Whether the failure to advise the respondent of her right to appeal following the preliminary hearing was plain error affecting the respondent’s substantial rights
Originally, Respondent-Mother argued in the Court of Appeals that the Trial Court violated MCR 3.971(B)(6)–(8) because it failed to advise her of her right to appeal the Trial Court’s findings from the preliminary hearing. The Court of Appeals disagreed as these rules only apply to siuations where the respondent offered a plea to establish a basis for the trial court to authorize a petition, which is something Respondent-Mother never did. Nevertheless, the Court of Appeals found that MCR 3.965(B)(15), which requires that “[i]f the court orders removal of the child from a parent’s care or custody, the court shall advise the parent, guardian, or legal custodian of the right to appeal that action,” was violated. This “plain error,” according to the Court, “prejudiced” Respondent-Mother in that “the trial court’s erroneous aggravated-circumstances finding impaired respondent’s fundamental right to direct the care, custody, and control over her children in the first instance, and it unquestionably affected the very framework within which this case progressed and undermined the foundation of the rest of the proceedings.” The Court of Appeals held that “had the court instructed respondent of her appellate rights at this time as required, she very well could have succeeded on the aggravated-circumstances before the case proceeded immediately to termination.” In its order, the Supreme Court requested supplemental briefing on the issue of whether, and to what extent, MCR 3.965(B)(15) was violated in this case.

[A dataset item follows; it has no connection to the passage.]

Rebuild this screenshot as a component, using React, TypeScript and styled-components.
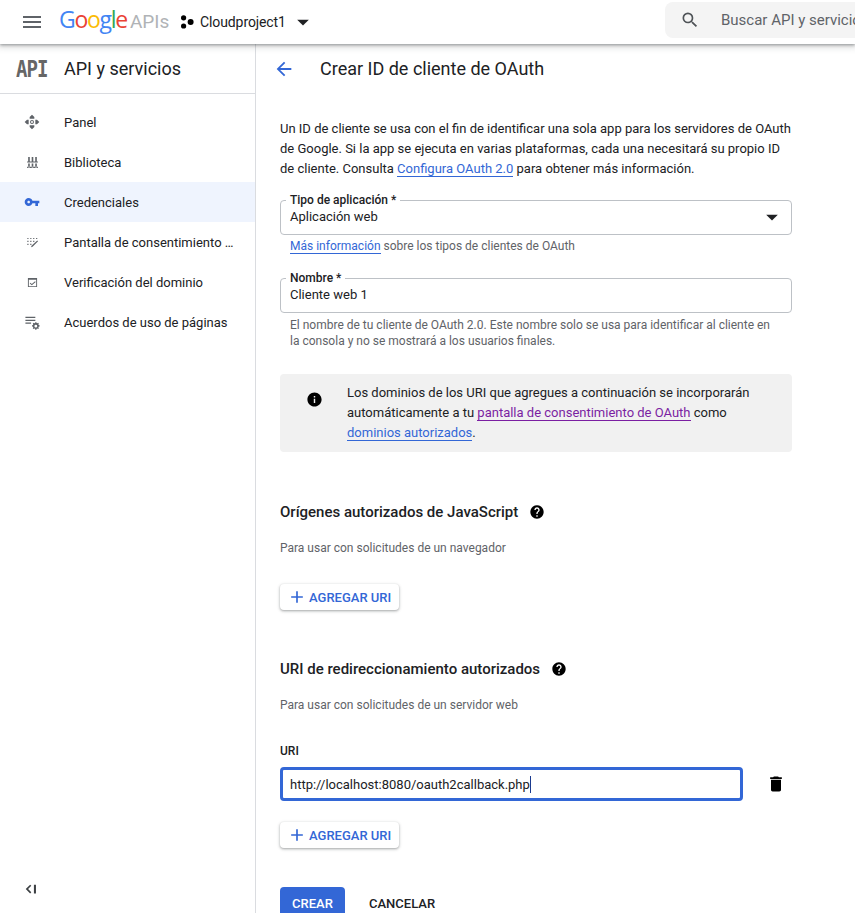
import styled, { createGlobalStyle } from 'styled-components'

const GlobalStyle = createGlobalStyle`
  html, body {
    margin: 0;
    padding: 0;
    height: 100%;
    overflow: hidden;
    background: #fff;
    font-family: Roboto, "Liberation Sans", Arial, sans-serif;
    color: #202124;
  }
  * { box-sizing: border-box; }
`

const BLUE = '#3367d6'

const icons = {
  menu: 'M3 18h18v-2H3v2zm0-5h18v-2H3v2zm0-7v2h18V6H3z',
  drop: 'M7 10l5 5 5-5z',
  search: 'M15.5 14h-.79l-.28-.27A6.471 6.471 0 0 0 16 9.5 6.5 6.5 0 1 0 9.5 16c1.61 0 3.09-.59 4.23-1.57l.27.28v.79l5 4.99L20.49 19l-4.99-5zm-6 0C7.01 14 5 11.99 5 9.5S7.01 5 9.5 5 14 7.01 14 9.5 11.99 14 9.5 14z',
  back: 'M20 11H7.83l5.59-5.59L12 4l-8 8 8 8 1.41-1.41L7.83 13H20v-2z',
  key: 'M12.65 10C11.83 7.67 9.61 6 7 6c-3.31 0-6 2.69-6 6s2.69 6 6 6c2.61 0 4.83-1.67 5.65-4H17v4h4v-4h2v-4H12.65zM7 14c-1.1 0-2-.9-2-2s.9-2 2-2 2 .9 2 2-.9 2-2 2z',
  info: 'M12 2C6.48 2 2 6.48 2 12s4.48 10 10 10 10-4.48 10-10S17.52 2 12 2zm1 15h-2v-6h2v6zm0-8h-2V7h2v2z',
  help: 'M12 2C6.48 2 2 6.48 2 12s4.48 10 10 10 10-4.48 10-10S17.52 2 12 2zm1 17h-2v-2h2v2zm2.07-7.75l-.9.92C13.45 12.9 13 13.5 13 15h-2v-.5c0-1.1.45-2.1 1.17-2.83l1.24-1.26c.37-.36.59-.86.59-1.41 0-1.1-.9-2-2-2s-2 .9-2 2H8c0-2.21 1.79-4 4-4s4 1.79 4 4c0 .88-.36 1.68-.93 2.25z',
  add: 'M19 13h-6v6h-2v-6H5v-2h6V5h2v6h6v2z',
  trash: 'M6 19c0 1.1.9 2 2 2h8c1.1 0 2-.9 2-2V7H6v12zM19 4h-3.5l-1-1h-5l-1 1H5v2h14V4z',
  panel: 'M12 1l3.5 3.5V7h-7V4.5zM12 23l-3.5-3.5V17h7v2.5zM1 12l3.5-3.5H7v7H4.5zM23 12l-3.5 3.5H17v-7h2.5zM12 9a3 3 0 1 0 0 6 3 3 0 0 0 0-6zM12 10.5a1.5 1.5 0 1 1 0 3 1.5 1.5 0 0 1 0-3z',
  library: 'M4 2h3v8H4zM10.5 2h3v8h-3zM17 2h3v8h-3zM2 10h20v2H2zM4 14h3v7H4zM10.5 14h3v7h-3zM17 14h3v7h-3zM2 20h20v2H2z',
  consent: 'M4 5h2v2H4zM9 5h2v2H9zM14 5h2v2h-2zM19 5h2v2h-2zM4 10h2v2H4zM9 10h2v2H9zM14 10h2v2h-2zM4 15h2v2H4zM9 15h2v2H9zM21 9.5l1.4 1.4L13 20.3l-2.5.6.6-2.5z',
  verify: 'M2 2h20v20H2zM4 6v14h16V6zM17.5 9.5L19 11l-8.5 7L6 14l1.5-1.5 3 2.5z',
  terms: 'M2 4h14v1.8H2zM2 8h14v1.8H2zM2 12h8v1.8H2zM17.5 11.5l.3 1.3 1 .4 1.1-.7 1.1 1.1-.7 1.1.4 1 1.3.3v1.6l-1.3.3-.4 1 .7 1.1-1.1 1.1-1.1-.7-1 .4-.3 1.3h-1.6l-.3-1.3-1-.4-1.1.7-1.1-1.1.7-1.1-.4-1-1.3-.3V16l1.3-.3.4-1-.7-1.1 1.1-1.1 1.1.7 1-.4.3-1.3zM16.7 15.2a2 2 0 1 0 0 4 2 2 0 0 0 0-4z',
  collapse: 'M12.5 6.5L10.5 4.5 3 12l7.5 7.5 2-2L7 12zM17 4.5h3.5v15H17z',
}

type IconName = keyof typeof icons

const Icon = ({ name, size = 24, color = 'currentColor' }: { name: IconName; size?: number; color?: string }) => (
  <svg width={size} height={size} viewBox="0 0 24 24" fill={color} fillRule="evenodd" style={{ flex: 'none', display: 'block' }}>
    <path d={icons[name]} />
  </svg>
)

const navItems: { label: string; icon: IconName; size: number; active?: boolean }[] = [
  { label: 'Panel', icon: 'panel', size: 16 },
  { label: 'Biblioteca', icon: 'library', size: 13 },
  { label: 'Credenciales', icon: 'key', size: 16, active: true },
  { label: 'Pantalla de consentimiento …', icon: 'consent', size: 14 },
  { label: 'Verificación del dominio', icon: 'verify', size: 11 },
  { label: 'Acuerdos de uso de páginas', icon: 'terms', size: 17 },
]

function App() {
  return (
    <Page>
      <GlobalStyle />
      <TopBar>
        <MenuButton>
          <Icon name="menu" size={24} color="#5f6368" />
        </MenuButton>
        <Logo>
          <span style={{ color: '#4285f4' }}>G</span>
          <span style={{ color: '#ea4335' }}>o</span>
          <span style={{ color: '#fbbc05' }}>o</span>
          <span style={{ color: '#4285f4' }}>g</span>
          <span style={{ color: '#34a853' }}>l</span>
          <span style={{ color: '#ea4335' }}>e</span>
          <LogoProduct>APIs</LogoProduct>
        </Logo>
        <Project>
          <svg width="14" height="14" viewBox="0 0 14 14" fill="#000">
            <circle cx="3.6" cy="2.8" r="2.6" />
            <circle cx="3.6" cy="11" r="2.6" />
            <circle cx="10.6" cy="7" r="3" />
          </svg>
          <ProjectName>Cloudproject1</ProjectName>
          <Icon name="drop" size={28} color="#202124" />
        </Project>
        <SearchBox>
          <Icon name="search" size={20} color="#4f5357" />
          <SearchText>Buscar API y servicios</SearchText>
        </SearchBox>
      </TopBar>
      <Body>
        <Sidebar>
          <SideTitle>
            <ApiMark>API</ApiMark>
            <SideTitleText>API y servicios</SideTitleText>
          </SideTitle>
          <Nav>
            {navItems.map((item) => (
              <NavItem key={item.label} $active={item.active}>
                <NavIcon>
                  <Icon name={item.icon} size={item.size} color={item.active ? BLUE : '#5f6368'} />
                </NavIcon>
                {item.label}
              </NavItem>
            ))}
          </Nav>
          <CollapseRow>
            <Icon name="collapse" size={14} color="#3c4043" />
          </CollapseRow>
        </Sidebar>
        <Main>
          <PageHead>
            <Icon name="back" size={22} color={BLUE} />
            <PageTitle>Crear ID de cliente de OAuth</PageTitle>
          </PageHead>
          <Content>
            <Intro>
              Un ID de cliente se usa con el fin de identificar una sola app para los servidores de OAuth de Google. Si la app se ejecuta en varias plataformas, cada una necesitará su propio ID de cliente. Consulta <Link>Configura OAuth 2.0</Link> para obtener más información.
            </Intro>
            <FieldBox $top={21}>
              <FieldLabel>Tipo de aplicación *</FieldLabel>
              <FieldValue>Aplicación web</FieldValue>
              <Icon name="drop" size={28} color="#202124" />
            </FieldBox>
            <Hint $top={3}>
              <Link>Más información</Link> sobre los tipos de clientes de OAuth
            </Hint>
            <FieldBox $top={24}>
              <FieldLabel>Nombre *</FieldLabel>
              <FieldValue>Cliente web 1</FieldValue>
            </FieldBox>
            <Hint $top={4}>
              El nombre de tu cliente de OAuth 2.0. Este nombre solo se usa para identificar al cliente en la consola y no se mostrará a los usuarios finales.
            </Hint>
            <InfoBox>
              <InfoIcon>
                <Icon name="info" size={17} color="#000" />
              </InfoIcon>
              <InfoText>
                Los dominios de los URI que agregues a continuación se incorporarán automáticamente a tu <VisitedLink>pantalla de consentimiento de OAuth</VisitedLink> como <Link>dominios autorizados</Link>.
              </InfoText>
            </InfoBox>
            <Section $top={49}>
              <SectionTitle>
                Orígenes autorizados de JavaScript
                <Icon name="help" size={16} color="#000" />
              </SectionTitle>
              <SectionHint>Para usar con solicitudes de un navegador</SectionHint>
              <AddButton $top={28}>
                <Icon name="add" size={20} color={BLUE} />
                AGREGAR URI
              </AddButton>
            </Section>
            <Section $top={48}>
              <SectionTitle>
                URI de redireccionamiento autorizados
                <Icon name="help" size={16} color="#000" />
              </SectionTitle>
              <SectionHint>Para usar con solicitudes de un servidor web</SectionHint>
              <UriLabel>URI</UriLabel>
              <UriRow>
                <UriInput>
                  http://localhost:8080/oauth2callback.php
                  <Caret />
                </UriInput>
                <Icon name="trash" size={20} color="#000" />
              </UriRow>
              <AddButton $top={21}>
                <Icon name="add" size={20} color={BLUE} />
                AGREGAR URI
              </AddButton>
            </Section>
            <Actions>
              <PrimaryButton>CREAR</PrimaryButton>
              <TextButton>CANCELAR</TextButton>
            </Actions>
          </Content>
        </Main>
      </Body>
    </Page>
  )
}

const Page = styled.div`
  width: 855px;
  height: 913px;
  overflow: hidden;
  display: flex;
  flex-direction: column;
`

const TopBar = styled.header`
  height: 44px;
  flex: none;
  display: flex;
  align-items: center;
  padding-left: 20px;
  background: #fff;
  box-shadow: 0 1px 3px rgba(60, 64, 67, 0.5), 0 2px 6px 2px rgba(60, 64, 67, 0.15);
  position: relative;
  z-index: 2;
`

const MenuButton = styled.div`
  width: 24px;
  height: 24px;
  margin-right: 15px;
`

const Logo = styled.div`
  width: 106px;
  font-family: "Open Sans", sans-serif;
  font-size: 23px;
  letter-spacing: -1.3px;
  line-height: 24px;
  white-space: nowrap;
  margin-top: -4px;
`

const LogoProduct = styled.span`
  color: #b0b3b6;
  margin-left: 3px;
  font-family: Roboto, sans-serif;
  font-size: 19px;
  letter-spacing: 0;
`

const Project = styled.div`
  display: flex;
  align-items: center;
  margin-left: 15px;
`

const ProjectName = styled.span`
  font-size: 14px;
  letter-spacing: -0.1px;
  color: #202124;
  margin: 0 3px 0 6px;
`

const SearchBox = styled.div`
  margin-left: auto;
  width: 190px;
  height: 36px;
  margin-top: -4px;
  border-radius: 8px 0 0 8px;
  background: #f4f4f4;
  display: flex;
  align-items: center;
  padding-left: 15px;
  overflow: hidden;
`

const SearchText = styled.span`
  margin-left: 21px;
  font-size: 15px;
  color: #5f6368;
  white-space: nowrap;
`

const Body = styled.div`
  flex: 1;
  display: flex;
  min-height: 0;
`

const Sidebar = styled.aside`
  width: 256px;
  flex: none;
  border-right: 1px solid #dadce0;
  display: flex;
  flex-direction: column;
`

const SideTitle = styled.div`
  height: 50px;
  flex: none;
  border-bottom: 1px solid #dadce0;
  display: flex;
  align-items: center;
  padding-left: 16px;
`

const ApiMark = styled.span`
  width: 48px;
  font-family: "DejaVu Sans Mono", monospace;
  font-weight: 700;
  font-size: 19px;
  letter-spacing: -1px;
  color: #666;
  transform: scaleY(1.2);
`

const SideTitleText = styled.span`
  font-size: 18px;
  color: #202124;
`

const Nav = styled.nav`
  padding-top: 8px;
`

const NavItem = styled.div<{ $active?: boolean }>`
  height: 40px;
  display: flex;
  align-items: center;
  font-size: 13px;
  padding-left: 24px;
  color: #202124;
  background: ${(p) => (p.$active ? '#eff4fe' : 'transparent')};
`

const NavIcon = styled.span`
  width: 16px;
  margin-right: 24px;
  display: flex;
  justify-content: center;
`

const CollapseRow = styled.div`
  margin-top: auto;
  padding: 0 0 17px 24px;
`

const Main = styled.main`
  flex: 1;
  min-width: 0;
`

const PageHead = styled.div`
  height: 50px;
  border-bottom: 1px solid transparent;
  display: flex;
  align-items: center;
  padding-left: 17px;
`

const PageTitle = styled.h1`
  margin: 0 0 0 25px;
  font-size: 18px;
  font-weight: 400;
  color: #202124;
`

const Content = styled.div`
  padding: 25px 63px 0 24px;
`

const Intro = styled.p`
  margin: 0;
  font-size: 13px;
  line-height: 20px;
  color: #202124;
`

const Link = styled.span`
  color: ${BLUE};
  border-bottom: 1px solid ${BLUE};
`

const VisitedLink = styled.span`
  color: #7b1fa2;
  border-bottom: 1px solid #7b1fa2;
`

const FieldBox = styled.div<{ $top: number }>`
  position: relative;
  height: 35px;
  margin-top: ${(p) => p.$top}px;
  border: 1px solid #bdc1c6;
  border-radius: 4px;
  display: flex;
  align-items: center;
  justify-content: space-between;
  padding: 0 5px 2px 9px;
`

const FieldLabel = styled.label`
  position: absolute;
  left: 5px;
  top: -8px;
  padding: 0 4px;
  background: #fff;
  font-size: 12px;
  line-height: 14px;
  font-weight: 500;
  color: #202124;
`

const FieldValue = styled.span`
  font-size: 13px;
  color: #202124;
`

const Hint = styled.p<{ $top: number }>`
  margin: ${(p) => p.$top}px 0 0;
  padding: 0 20px 0 10px;
  font-size: 12px;
  line-height: 16px;
  color: #5f6368;
`

const InfoBox = styled.div`
  margin-top: 25px;
  height: 78px;
  background: #f1f1f1;
  border-radius: 4px;
  display: flex;
  padding: 9px 20px 0 0;
`

const InfoIcon = styled.div`
  width: 67px;
  flex: none;
  padding: 8px 0 0 26px;
`

const InfoText = styled.div`
  font-size: 13px;
  line-height: 20px;
  color: #202124;
`

const Section = styled.section<{ $top: number }>`
  margin-top: ${(p) => p.$top}px;
`

const SectionTitle = styled.h2`
  margin: 0;
  display: flex;
  align-items: center;
  gap: 11px;
  font-size: 15px;
  line-height: 22px;
  font-weight: 500;
  color: #202124;
`

const SectionHint = styled.p`
  margin: 17px 0 0;
  font-size: 12px;
  line-height: 16px;
  color: #5f6368;
`

const AddButton = styled.div<{ $top: number }>`
  margin-top: ${(p) => p.$top}px;
  width: 119px;
  height: 26px;
  display: flex;
  align-items: center;
  gap: 2px;
  padding-left: 7px;
  background: #fff;
  border-radius: 4px;
  box-shadow: 0 1px 2px rgba(60, 64, 67, 0.3), 0 1px 3px 1px rgba(60, 64, 67, 0.15);
  font-size: 13px;
  font-weight: 500;
  color: ${BLUE};
`

const UriLabel = styled.div`
  margin-top: 30px;
  font-size: 12px;
  line-height: 16px;
  font-weight: 500;
  color: #202124;
`

const UriRow = styled.div`
  margin-top: 8px;
  display: flex;
  align-items: center;
  gap: 23px;
`

const UriInput = styled.div`
  width: 463px;
  height: 34px;
  border: 3px solid ${BLUE};
  border-radius: 4px;
  display: flex;
  align-items: center;
  padding-left: 7px;
  font-size: 13px;
  color: #202124;
`

const Caret = styled.span`
  width: 1px;
  height: 17px;
  background: #1a3a8f;
`

const Actions = styled.div`
  margin-top: 39px;
  display: flex;
  align-items: center;
`

const PrimaryButton = styled.div`
  width: 65px;
  height: 32px;
  border-radius: 4px;
  background: ${BLUE};
  color: #fff;
  font-size: 13px;
  font-weight: 500;
  display: flex;
  align-items: center;
  justify-content: center;
`

const TextButton = styled.div`
  margin-left: 24px;
  font-size: 13px;
  font-weight: 500;
  color: #202124;
`

export default App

The Supreme Court invited the Family Law and Children’s Law Sections of the State Bar of Michigan, the Legal Services of MIchigan, the Michigan State Planning Body for Legal Services, the Prosecuting Attorneys Association of Michigan, and the University of Detroit Mercy Law Juvenile Appellate Practice Clinic to file briefs amicus curiae. Justice Kimberly A. Thomas did not participate in the issuance of the order.